Ferrari’s stock has officially gone live, with shares opening at $60 Wednesday before scaling down to $56 following the initial hype. The $60 opening price exceeded Fiat-Chrysler’s expectations by 15.4
Percent and is still well above the predictions, trading for $56.09 at the time of writing.
Stock market analysts expected the initial demand for Ferrari shares to drive the price up, as demand for the 17.18 million available far exceeded supply. Some aren’t confident in the longevity of Ferrari shares, however, with The Wall Street Journal publishing a brief Op-Ed Tuesday titled ‘Why Ferrari’s Motor Runs Too Rich’.

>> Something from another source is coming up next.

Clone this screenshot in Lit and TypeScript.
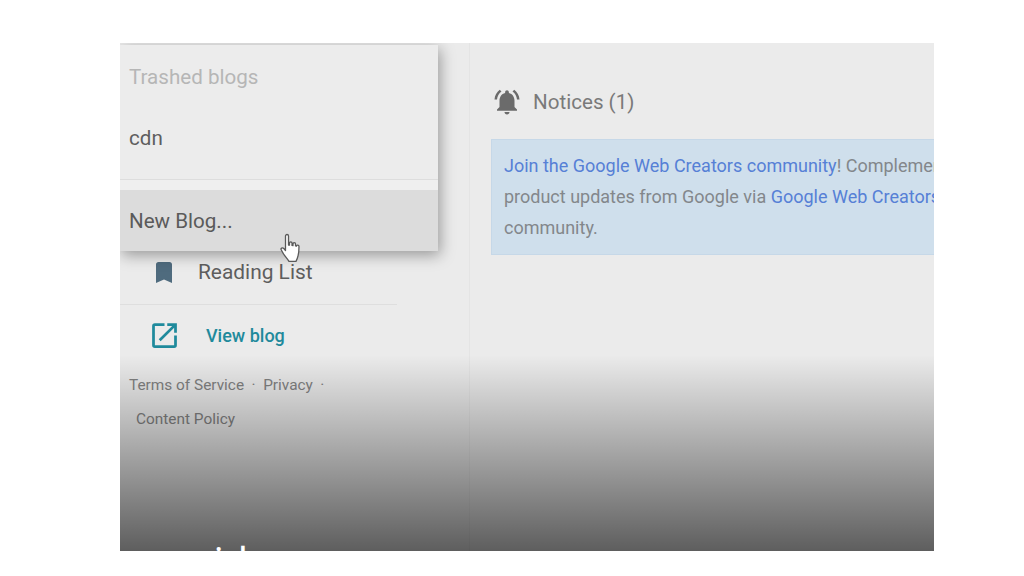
import { LitElement, html, css } from "lit";
import { customElement } from "lit/decorators.js";

@customElement("app-root")
export class AppRoot extends LitElement {
  static styles = css`
    :host { display: block; width: 1024px; height: 576px; background: #fff; overflow: hidden; font-family: Roboto, "Liberation Sans", sans-serif; padding: 43px 90px 25px 120px; box-sizing: border-box; }
    .stage { position: relative; width: 814px; height: 508px; background: #ebebeb; overflow: hidden; display: flex; }
    .side { width: 350px; flex: none; border-right: 1px solid #e4e4e4; box-sizing: border-box; padding-top: 207px; display: flex; flex-direction: column; }
    .row { display: flex; align-items: center; }
    .reading { height: 44px; padding-left: 33px; gap: 23px; font-size: 20.9px; color: #5e5e5e; }
    .reading svg { width: 22px; height: 24px; flex: none; }
    .side hr { width: 277px; margin: 10px 0 0; border: 0; border-top: 1px solid #dedede; }
    .view { height: 60px; padding-left: 28px; gap: 25px; font-size: 18px; font-weight: 500; color: #1f8a9c; }
    .view svg { width: 33px; height: 33px; flex: none; }
    .foot { font-size: 15.4px; color: #828282; padding-left: 9px; line-height: 20px; margin-top: 10px; }
    .foot .l1 { display: flex; gap: 7.5px; }
    .foot .l2 { margin: 14px 0 0 7px; }
    .main { flex: 1; min-width: 0; padding: 40px 0 0 22px; }
    .head { display: flex; align-items: center; gap: 11px; font-size: 20.6px; color: #7a7a7a; height: 38px; }
    .head svg { width: 30px; height: 30px; flex: none; }
    .notice { margin-top: 18px; margin-left: -1px; background: #cfdfec; border: 1px solid #c6d8e8; border-right: 0; height: 116px; box-sizing: border-box; padding: 10px 0 0 12px; font-size: 18px; line-height: 31px; color: #83878b; white-space: nowrap; overflow: hidden; }
    .notice a { color: #5680d6; text-decoration: none; }
    .menu { position: absolute; left: 0; top: 2px; width: 318px; height: 206px; background: #ececec; box-shadow: 2px 4px 14px rgba(0,0,0,.36); display: flex; flex-direction: column; font-size: 20.6px; }
    .menu .it { padding-left: 9px; display: flex; align-items: center; }
    .trash { height: 64px; color: #b6b6b6; }
    .cdn { height: 57px; color: #5e5e5e; }
    .gap { height: 10px; margin-top: 13px; border-top: 1px solid #dddddd; background: #efefef; }
    .new { flex: 1; background: #dcdcdc; color: #5a5a5a; }
    .fade { position: absolute; left: 0; right: 0; top: 312px; bottom: 0; background: linear-gradient(rgba(0,0,0,0), rgba(0,0,0,.6)); pointer-events: none; }
    .cursor { position: absolute; left: 160px; top: 190px; width: 22px; height: 30px; }
    .big { position: absolute; left: 94px; top: 497px; color: #fff; font-size: 38px; line-height: 44px; letter-spacing: 15px; }
  `;

  render() {
    return html`<div class="stage">
      <div class="side">
        <div class="row reading">
          <svg viewBox="0 0 22 24"><path fill="#4f6b7e" d="M3 4.500C3 3 4 2 5.500 2h11C18 2 19 3 19 4.500V23l-8-3.400L3 23z"/></svg>
          <span>Reading List</span>
        </div>
        <hr />
        <div class="row view">
          <svg viewBox="0 0 24 24"><path fill="#1f8a9c" d="M19 19H5V5h7V3H5a2 2 0 0 0-2 2v14a2 2 0 0 0 2 2h14a2 2 0 0 0 2-2v-7h-2zM14 3v2h3.600l-9.800 9.800 1.400 1.400L19 6.400V10h2V3z"/></svg>
          <span>View blog</span>
        </div>
        <div class="foot">
          <div class="l1"><span>Terms of Service</span><span>·</span><span>Privacy</span><span>·</span></div>
          <div class="l2">Content Policy</div>
        </div>
      </div>
      <div class="main">
        <div class="head">
          <svg viewBox="0 0 24 24"><path fill="#6b6b6b" d="M12 22c1.100 0 2-.9 2-2h-4c0 1.100.9 2 2 2zm6-6v-5c0-3.100-1.600-5.600-4.500-6.300V4c0-.8-.7-1.500-1.500-1.500s-1.500.7-1.500 1.500v.7C7.600 5.400 6 7.900 6 11v5l-2 2v1h16v-1zM7.600 3.600 6.200 2.200C3.800 4 2.200 6.800 2 10h2c.2-2.600 1.500-4.900 3.600-6.400zM20 10h2c-.2-3.200-1.800-6-4.200-7.800l-1.400 1.400c2.100 1.500 3.400 3.800 3.600 6.400z"/></svg>
          <span>Notices (1)</span>
        </div>
        <div class="notice">
          <a>Join the Google Web Creators community</a>! Complementary to this blog, get tips and<br />
          product updates from Google via <a>Google Web Creators</a> and join the<br />
          community.
        </div>
      </div>
      <div class="menu">
        <div class="it trash">Trashed blogs</div>
        <div class="it cdn">cdn</div>
        <div class="gap"></div>
        <div class="it new">New Blog...</div>
      </div>
      <div class="fade"></div>
      <div class="big">il</div>
      <svg class="cursor" viewBox="0 0 22 30"><path fill="#fff" stroke="#5a5a5a" stroke-width="1.300" stroke-linejoin="round" d="M5.500 3c0-2 3-2 3 0v9l1 .2V10c0-1.500 2.500-1.500 2.500 0v2.400l1 .2v-1.800c0-1.500 2.500-1.500 2.500 0v2l1 .2c0-1.300 2.500-1.300 2.500.4 0 4-.3 7-1 9.500-.4 2-1 3.500-2 5.500H9c-1-2-3-4-5.500-7.500L1.300 17c-1-1.500 1-3 2.500-1.500l1.700 2z"/></svg>
    </div>`;
  }
}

WSJ believes the high initial price of Ferrari shares, along with the automaker’s desire to keep itself as exclusive as possible, could negatively affect its trading strength going forward. It argues Ferrari’s low annual production of just 7,000 units, which is purposely limited in order to maintain the exclusivity of its cars, caused it to “miss out on the near double digit annual volume growth,” achieved by BMW and Audi in recent times. However Ferrari’s success is directly related to its exclusivity, so comparing it to BMW or Audi is hardly fair.

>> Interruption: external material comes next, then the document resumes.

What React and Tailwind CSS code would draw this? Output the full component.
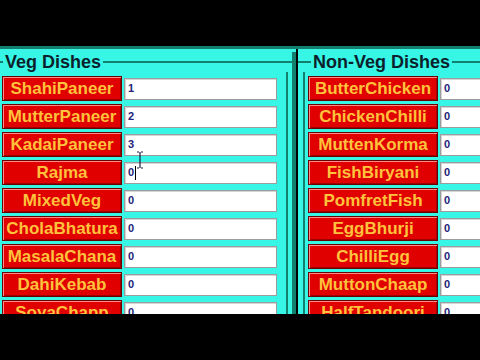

There is a slight problem with Ferrari’s plan, though. It plans to produce up to 9,000 units a year by 2017. The automaker is exempt from U.S. emissions regulations so long as it produces less than 10,000 units a year, so it will eventually stagnate at that production volume or be forced to eschew some of the emotion and performance its cars are known for in favor of efficiency.
Annual production levels may be irrelevant if Ferrari can maintain high profits, something the automaker has never had a problem doing. WSJ says this is negated by the fact that it spends 20 percent of its revenue on research and development in order to stay ahead of the competition (5 percent is the industry average), though the company could begin to control costs based on its new shareholders’ desires.
WSJ concludes the “rocket-like ride Ferrari drivers are accustomed to,” may elude investors, but its easy to doubt their predictions based on the company’s performance in its first day on the stock exchange.